OK, another dirty little secret: the process, as it's evolved, is heavily dependent on winnowing to a single candidate.  The rules to deal with very close contests are untested, and if the 2008 case is any indication, the rules probably don't work very well.  The basic idea of winning shares of the nomination through proportional representation in primaries and caucuses is fine, but in case it doesn't produce a winner, the role of actual people -- pledged delegates, who are slated by the candidates and therefore have as their only qualification their intense fanatical devotion to the candidate -- is really not likely to work out very well.  Thus the political junkie fantasy of a deadlocked process leading to a brokered convention is a fantasy; the only "brokers" in such a process would be the candidates themselves, because the delegates are chosen to be candidate loyalists, not representatives of party interests or factions.
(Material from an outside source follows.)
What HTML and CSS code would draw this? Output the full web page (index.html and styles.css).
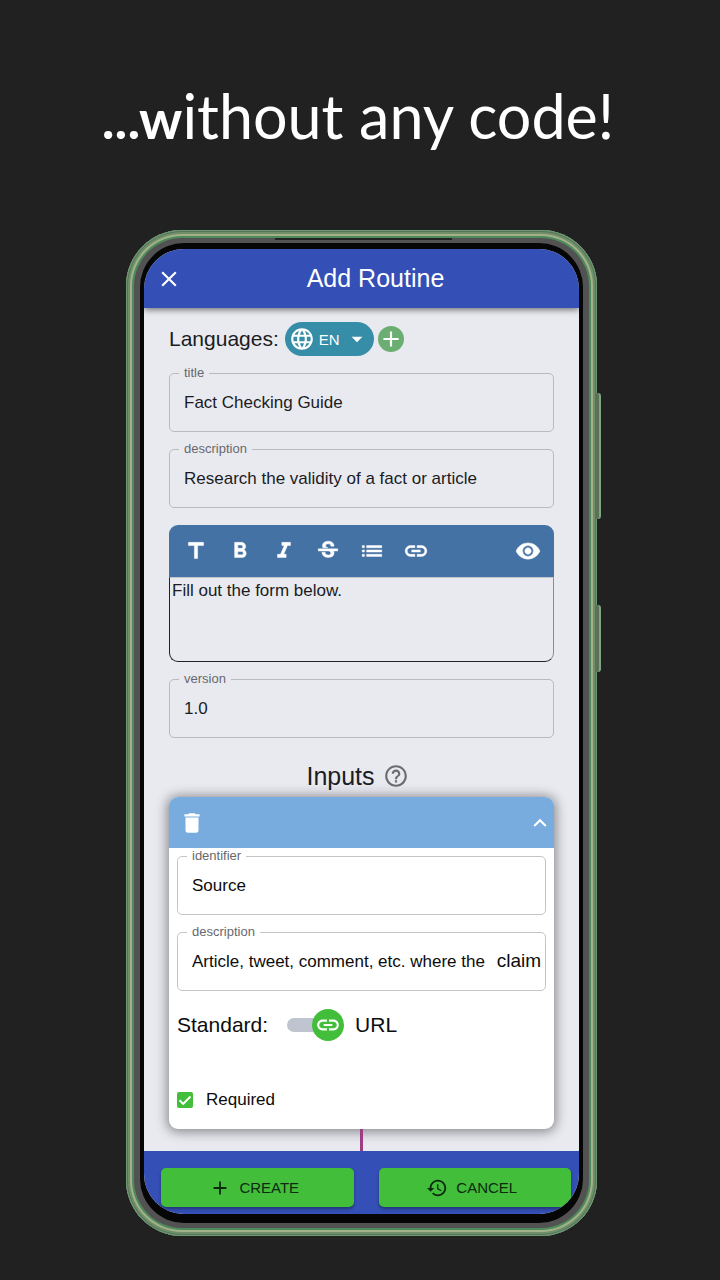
FILE: index.html
```html
<!DOCTYPE html>
<html lang="en">
<head>
<meta charset="utf-8">
<meta name="viewport" content="width=device-width, initial-scale=1">
<title>Add Routine</title>
<link rel="stylesheet" href="styles.css">
</head>
<body>
<h1 class="headline"><b>...w</b>ithout any code!</h1>
<div class="phone">
  <span class="side-key key-volume"></span>
  <span class="side-key key-power"></span>
  <div class="rim">
    <span class="speaker"></span>
    <div class="bezel">
      <main class="screen">
        <header class="topbar">
          <button class="icon-btn" type="button" aria-label="Close">
            <svg class="icon" viewBox="0 0 24 24"><path d="M19 6.41 17.59 5 12 10.59 6.41 5 5 6.41 10.59 12 5 17.59 6.41 19 12 13.41 17.59 19 19 17.59 13.41 12z"/></svg>
          </button>
          <h2 class="topbar-title">Add Routine</h2>
        </header>

        <form class="content">
          <div class="languages">
            <span class="large-text">Languages:</span>
            <button class="lang-pill" type="button">
              <svg class="icon" viewBox="0 0 24 24"><path d="M11.99 2C6.47 2 2 6.48 2 12s4.47 10 9.99 10C17.52 22 22 17.52 22 12S17.52 2 11.99 2zm6.93 6h-2.95c-.32-1.25-.78-2.45-1.38-3.56 1.84.63 3.37 1.91 4.33 3.56zM12 4.04c.83 1.2 1.48 2.53 1.91 3.96h-3.82c.43-1.43 1.08-2.76 1.91-3.96zM4.26 14C4.1 13.36 4 12.69 4 12s.1-1.36.26-2h3.38c-.08.66-.14 1.32-.14 2s.06 1.34.14 2H4.26zm.82 2h2.95c.32 1.25.78 2.45 1.38 3.56-1.84-.63-3.37-1.9-4.33-3.56zm2.95-8H5.08c.96-1.66 2.49-2.93 4.33-3.56C8.81 5.55 8.35 6.75 8.03 8zM12 19.96c-.83-1.2-1.48-2.53-1.91-3.96h3.82c-.43 1.43-1.08 2.76-1.91 3.96zM14.34 14H9.66c-.09-.66-.16-1.32-.16-2s.07-1.35.16-2h4.68c.09.65.16 1.32.16 2s-.07 1.34-.16 2zm.25 5.56c.6-1.11 1.06-2.31 1.38-3.56h2.95c-.96 1.65-2.49 2.93-4.33 3.56zM16.36 14c.08-.66.14-1.32.14-2s-.06-1.34-.14-2h3.38c.16.64.26 1.31.26 2s-.1 1.36-.26 2h-3.38z"/></svg>
              <span>EN</span>
              <svg class="icon" viewBox="0 0 24 24"><path d="m7 10 5 5 5-5z"/></svg>
            </button>
            <button class="add-lang" type="button" aria-label="Add language">
              <svg class="icon" viewBox="0 0 24 24"><path d="M19 13h-6v6h-2v-6H5v-2h6V5h2v6h6v2z"/></svg>
            </button>
          </div>

          <fieldset class="field">
            <legend><label for="title">title</label></legend>
            <input id="title" type="text" value="Fact Checking Guide">
          </fieldset>
          <fieldset class="field">
            <legend><label for="description">description</label></legend>
            <input id="description" type="text" value="Research the validity of a fact or article">
          </fieldset>

          <div class="editor">
            <div class="toolbar">
              <button class="icon-btn" type="button" aria-label="Header"><svg class="icon" viewBox="0 0 24 24"><path d="M5 4v3h5.500v12h3V7H19V4z"/></svg></button>
              <button class="icon-btn" type="button" aria-label="Bold"><svg class="icon" viewBox="0 0 24 24"><path d="M15.600 10.790c.97-.67 1.650-1.770 1.650-2.790 0-2.260-1.750-4-4-4H7v14h7.040c2.090 0 3.710-1.700 3.710-3.790 0-1.520-.86-2.820-2.150-3.420zM10 6.500h3c.83 0 1.500.67 1.500 1.500s-.67 1.500-1.500 1.500h-3v-3zm3.500 9H10v-3h3.500c.83 0 1.500.67 1.500 1.500s-.67 1.500-1.500 1.500z"/></svg></button>
              <button class="icon-btn" type="button" aria-label="Italic"><svg class="icon" viewBox="0 0 24 24"><path d="M10 4v3h2.210l-3.420 8H6v3h8v-3h-2.210l3.420-8H18V4z"/></svg></button>
              <button class="icon-btn" type="button" aria-label="Strikethrough"><svg class="icon" viewBox="0 0 24 24"><path d="M6.850 7.080C6.850 4.370 9.450 3 12.240 3c1.640 0 3 .49 3.900 1.280.77.65 1.460 1.730 1.460 3.240h-3.010c0-.31-.05-.59-.15-.85-.29-.86-1.200-1.280-2.250-1.280-1.860 0-2.340 1.020-2.340 1.700 0 .48.25.88.74 1.210.38.25.77.48 1.410.7H7.390c-.21-.34-.54-.89-.54-1.920zM21 12v-2H3v2h9.620c1.150.45 1.960.75 1.960 1.970 0 1-.81 1.670-2.280 1.670-1.540 0-2.930-.54-2.930-2.510H6.400c0 .55.08 1.130.24 1.580.81 2.290 3.290 3.300 5.670 3.300 2.270 0 5.300-.89 5.300-4.050 0-.3-.01-1.160-.48-1.940H21V12z"/></svg></button>
              <button class="icon-btn" type="button" aria-label="List"><svg class="icon" viewBox="0 0 24 24"><path d="M3 13h2v-2H3v2zm0 4h2v-2H3v2zm0-8h2V7H3v2zm4 4h14v-2H7v2zm0 4h14v-2H7v2zM7 7v2h14V7H7z"/></svg></button>
              <button class="icon-btn" type="button" aria-label="Link"><svg class="icon" viewBox="0 0 24 24"><path d="M3.900 12c0-1.710 1.390-3.100 3.100-3.100h4V7H7c-2.760 0-5 2.240-5 5s2.240 5 5 5h4v-1.900H7c-1.710 0-3.100-1.390-3.100-3.100zM8 13h8v-2H8v2zm9-6h-4v1.900h4c1.710 0 3.100 1.390 3.100 3.100s-1.390 3.100-3.100 3.100h-4V17h4c2.760 0 5-2.240 5-5s-2.240-5-5-5z"/></svg></button>
              <button class="icon-btn preview" type="button" aria-label="Preview"><svg class="icon" viewBox="0 0 24 24"><path d="M12 4.500C7 4.500 2.730 7.610 1 12c1.730 4.390 6 7.500 11 7.500s9.270-3.110 11-7.500c-1.730-4.390-6-7.500-11-7.500zM12 17c-2.760 0-5-2.240-5-5s2.240-5 5-5 5 2.240 5 5-2.240 5-5 5zm0-8c-1.660 0-3 1.340-3 3s1.340 3 3 3 3-1.340 3-3-1.340-3-3-3z"/></svg></button>
            </div>
            <textarea class="editor-text" aria-label="Instructions">Fill out the form below.</textarea>
          </div>

          <fieldset class="field">
            <legend><label for="version">version</label></legend>
            <input id="version" type="text" value="1.0">
          </fieldset>

          <div class="section-head">
            <h3>Inputs</h3>
            <button class="icon-btn help" type="button" aria-label="Help">
              <svg class="icon" viewBox="0 0 24 24"><path d="M11 18h2v-2h-2v2zm1-16C6.480 2 2 6.480 2 12s4.480 10 10 10 10-4.480 10-10S17.520 2 12 2zm0 18c-4.410 0-8-3.590-8-8s3.590-8 8-8 8 3.590 8 8-3.590 8-8 8zm0-14c-2.210 0-4 1.790-4 4h2c0-1.100.9-2 2-2s2 .9 2 2c0 2-3 1.750-3 5h2c0-2.250 3-2.500 3-5 0-2.210-1.790-4-4-4z"/></svg>
            </button>
          </div>

          <section class="card">
            <div class="card-head">
              <button class="icon-btn" type="button" aria-label="Delete"><svg class="icon" viewBox="0 0 24 24"><path d="M6 19c0 1.100.9 2 2 2h8c1.100 0 2-.9 2-2V7H6v12zM19 4h-3.500l-1-1h-5l-1 1H5v2h14V4z"/></svg></button>
              <button class="icon-btn" type="button" aria-label="Collapse"><svg class="icon" viewBox="0 0 24 24"><path d="m12 8-6 6 1.410 1.410L12 10.830l4.590 4.580L18 14z"/></svg></button>
            </div>
            <div class="card-body">
              <fieldset class="field">
                <legend><label for="identifier">identifier</label></legend>
                <input id="identifier" type="text" value="Source">
              </fieldset>
              <fieldset class="field">
                <legend><label for="input-description">description</label></legend>
                <div class="field-row">
                  <input id="input-description" type="text" value="Article, tweet, comment, etc. where the">
                  <span class="suffix">claim</span>
                </div>
              </fieldset>
              <div class="standard">
                <label class="large-text" for="standard">Standard:</label>
                <span class="switch">
                  <input id="standard" type="checkbox" role="switch" checked>
                  <span class="thumb"><svg class="icon" viewBox="0 0 24 24"><path d="M3.900 12c0-1.710 1.390-3.100 3.100-3.100h4V7H7c-2.760 0-5 2.240-5 5s2.240 5 5 5h4v-1.900H7c-1.710 0-3.100-1.390-3.100-3.100zM8 13h8v-2H8v2zm9-6h-4v1.900h4c1.710 0 3.100 1.390 3.100 3.100s-1.390 3.100-3.100 3.100h-4V17h4c2.760 0 5-2.240 5-5s-2.240-5-5-5z"/></svg></span>
                </span>
                <span class="large-text">URL</span>
              </div>
              <label class="required">
                <span class="check">
                  <input type="checkbox" checked>
                  <svg class="tick" viewBox="0 0 16 16"><path d="m2.500 8.200 3.700 3.700 7.300-7.400"/></svg>
                </span>
                Required
              </label>
            </div>
          </section>
          <div class="connector"></div>
        </form>

        <footer class="actions">
          <button class="action" type="button">
            <svg class="icon-small" viewBox="0 0 24 24"><path d="M19 13h-6v6h-2v-6H5v-2h6V5h2v6h6v2z"/></svg>
            CREATE
          </button>
          <button class="action" type="button">
            <svg class="icon-small" viewBox="0 0 24 24"><path d="M13 3c-4.970 0-9 4.030-9 9H1l3.890 3.890.07.14L9 12H6c0-3.870 3.130-7 7-7s7 3.130 7 7-3.130 7-7 7c-1.930 0-3.680-.79-4.940-2.060l-1.420 1.420C8.270 19.990 10.510 21 13 21c4.970 0 9-4.030 9-9s-4.030-9-9-9zm-1 5v5l4.280 2.540.72-1.210-3.500-2.080V8H12z"/></svg>
            CANCEL
          </button>
        </footer>
      </main>
    </div>
  </div>
</div>
</body>
</html>
```
FILE: styles.css
```css
* {
  box-sizing: border-box;
}

body {
  margin: 0;
  min-height: 100vh;
  background: #212121;
  color: #1b1c1f;
  font-family: "Liberation Sans", Arial, sans-serif;
  font-size: 17px;
}

button,
input,
textarea {
  margin: 0;
  font: inherit;
  color: inherit;
}

button {
  display: flex;
  align-items: center;
  justify-content: center;
  padding: 0;
  border: 0;
  background: none;
  cursor: pointer;
}

.headline {
  margin: 0;
  padding: 76px 4px 74px 0;
  color: #fff;
  font-family: Lato, sans-serif;
  font-size: 61px;
  font-weight: 400;
  line-height: 80px;
  text-align: center;
}

.headline b {
  font-size: 54px;
  line-height: 1;
}

.icon {
  display: block;
  flex: none;
  width: 26px;
  height: 26px;
  fill: currentColor;
}

.icon-small {
  width: 22px;
  height: 22px;
  fill: currentColor;
}

.large-text {
  font-size: 21px;
}

/* Device frame */

.phone {
  position: relative;
  margin: 0 123px 44px 126px;
  padding: 8px;
  border-radius: 56px;
  background: #4f8a5c;
  box-shadow:
    inset 0 0 0 1px #6c9a72,
    inset 0 0 0 2px #57735a,
    inset 0 0 0 4px #6f8f6b,
    inset 0 0 0 6px #a3b189;
}

.side-key {
  position: absolute;
  right: -4px;
  width: 5px;
  border-right: 2px solid #7ea67f;
  border-radius: 0 3px 3px 0;
  background: #5c6f58;
}

.key-volume {
  top: 163px;
  height: 126px;
}

.key-power {
  top: 375px;
  height: 67px;
}

.rim {
  position: relative;
  padding: 5px 6px;
  border-radius: 48px;
  background: #525252;
}

.speaker {
  position: absolute;
  top: 0;
  left: 31%;
  width: 39%;
  height: 2px;
  background: #222;
}

.bezel {
  padding: 6px 4px 9px;
  border-radius: 44px;
  background: #060606;
}

.screen {
  overflow: hidden;
  border-radius: 40px;
  background: #e9eaf0;
}

/* Top bar */

.topbar {
  position: relative;
  display: grid;
  grid-template-columns: 26px 1fr;
  align-items: center;
  height: 59px;
  padding: 0 10px 0 12px;
  background: #344fb5;
  color: #fff;
  box-shadow: 0 2px 6px rgba(0, 0, 0, 0.5);
}

.topbar-title {
  margin: 0;
  font-size: 25px;
  font-weight: 400;
  text-align: center;
}

/* Form */

.content {
  display: flex;
  flex-direction: column;
  gap: 9px;
  padding: 14px 25px 0;
}

.languages {
  display: flex;
  align-items: center;
  gap: 4px;
  height: 34px;
}

.lang-pill {
  gap: 4px;
  height: 34px;
  margin-left: 2px;
  padding: 0 4px;
  border-radius: 17px;
  background: #368da7;
  color: #fff;
  font-size: 15px;
}

.add-lang {
  border-radius: 50%;
  background: #6bae72;
  color: #fff;
}

.field {
  min-width: 0;
  height: 67px;
  margin: 0;
  padding: 0 4px 0 9px;
  border: 1px solid #b9babf;
  border-radius: 5px;
}

.field legend {
  padding: 0 5px;
  color: #67686c;
  font-size: 13px;
  line-height: 16px;
}

.field label {
  display: block;
}

.field input {
  display: block;
  width: 100%;
  height: 44px;
  padding: 0 0 0 5px;
  border: 0;
  outline: 0;
  background: none;
}

.field-row {
  display: flex;
  align-items: baseline;
}

.field-row input {
  flex: 1;
  min-width: 0;
}

.suffix {
  font-size: 19px;
}

.editor {
  margin-top: 8px;
}

.toolbar {
  display: flex;
  align-items: center;
  gap: 18px;
  height: 52px;
  padding: 0 13px 0 14px;
  border-radius: 9px 9px 0 0;
  background: #4472a4;
  color: #fff;
}

.toolbar .icon {
  stroke: currentColor;
  stroke-width: 0.4;
}

.preview {
  margin-left: auto;
}

.editor-text {
  display: block;
  width: 100%;
  height: 85px;
  padding: 3px 2px;
  border: 1px solid #222;
  border-top-color: #c4c4cc;
  border-right-color: #8c8c90;
  border-radius: 0 0 9px 9px;
  outline: 0;
  background: none;
  line-height: 20px;
  resize: none;
}

.section-head {
  display: flex;
  align-items: center;
  justify-content: center;
  gap: 8px;
  height: 40px;
  margin-top: 9px;
  padding-right: 8px;
}

.section-head h3 {
  margin: 0;
  font-size: 25px;
  font-weight: 400;
}

.help {
  color: #6b6c70;
}

/* Input card */

.card {
  margin-top: -8px;
  border-radius: 9px;
  background: #fff;
  color: #0c0c0c;
  box-shadow: 0 1px 12px 2px rgba(0, 0, 0, 0.42);
}

.card-head {
  display: flex;
  align-items: center;
  justify-content: space-between;
  height: 51px;
  padding: 0 1px 0 10px;
  border-radius: 9px 9px 0 0;
  background: #78acdf;
  color: #fff;
}

.card-body {
  display: flex;
  flex-direction: column;
  gap: 9px;
  padding: 0 8px 12px;
}

.card-body .field {
  border-color: #c4c4c4;
}

.standard {
  display: flex;
  align-items: center;
  height: 34px;
  margin-top: 8px;
}

.switch {
  position: relative;
  display: flex;
  align-items: center;
  width: 57px;
  height: 32px;
  margin: 0 11px 0 19px;
}

.switch input {
  appearance: none;
  width: 50px;
  height: 14px;
  border-radius: 7px;
  background: #bfc5d0;
}

.thumb {
  position: absolute;
  right: 0;
  display: grid;
  place-items: center;
  width: 32px;
  height: 32px;
  border-radius: 50%;
  background: #42be3a;
  color: #fff;
  pointer-events: none;
}

.required {
  display: flex;
  align-items: center;
  gap: 13px;
  height: 34px;
  margin-top: 32px;
}

.check {
  position: relative;
  display: flex;
  width: 16px;
  height: 16px;
}

.check input {
  appearance: none;
  width: 16px;
  height: 16px;
  border-radius: 2px;
  background: #42be3a;
}

.tick {
  position: absolute;
  inset: 0;
  fill: none;
  stroke: #fff;
  stroke-width: 2;
  pointer-events: none;
}

.connector {
  align-self: center;
  width: 3px;
  height: 22px;
  margin-top: -9px;
  background: #9f3d84;
}

/* Bottom actions */

.actions {
  position: relative;
  display: grid;
  grid-template-columns: 1fr 1fr;
  gap: 25px;
  padding: 17px 8px 7px 17px;
  background: #344fb5;
}

.action {
  gap: 8px;
  height: 39px;
  padding-right: 6px;
  border-radius: 5px;
  background: #42be3a;
  box-shadow: 0 2px 3px rgba(0, 0, 0, 0.35);
  color: #0c2a10;
  font-size: 15px;
}
```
Given all of this, superdelegates play a useful role -- not in representing "the party" against "the people," but in potentially resolving near-tie contests by shifting to the narrow winner.  That was in fact tested in 2008, and it worked pretty smoothly.  Barack Obama's supporters turned against superdelegates because the early-declaring supers supported Hillary Clinton, but as Obama racked up wins in primaries and caucuses, the undeclared supers moved to Obama, and eventually supers originally pledged to Clinton switched,  Without the supers, Obama's margin would have stayed slim, and Clinton's supporters would have had an even larger incentive to fight it out to the convention.  The supers role, that is, turns out to be to ratify -- not to chose -- the winner.  It's a useful function.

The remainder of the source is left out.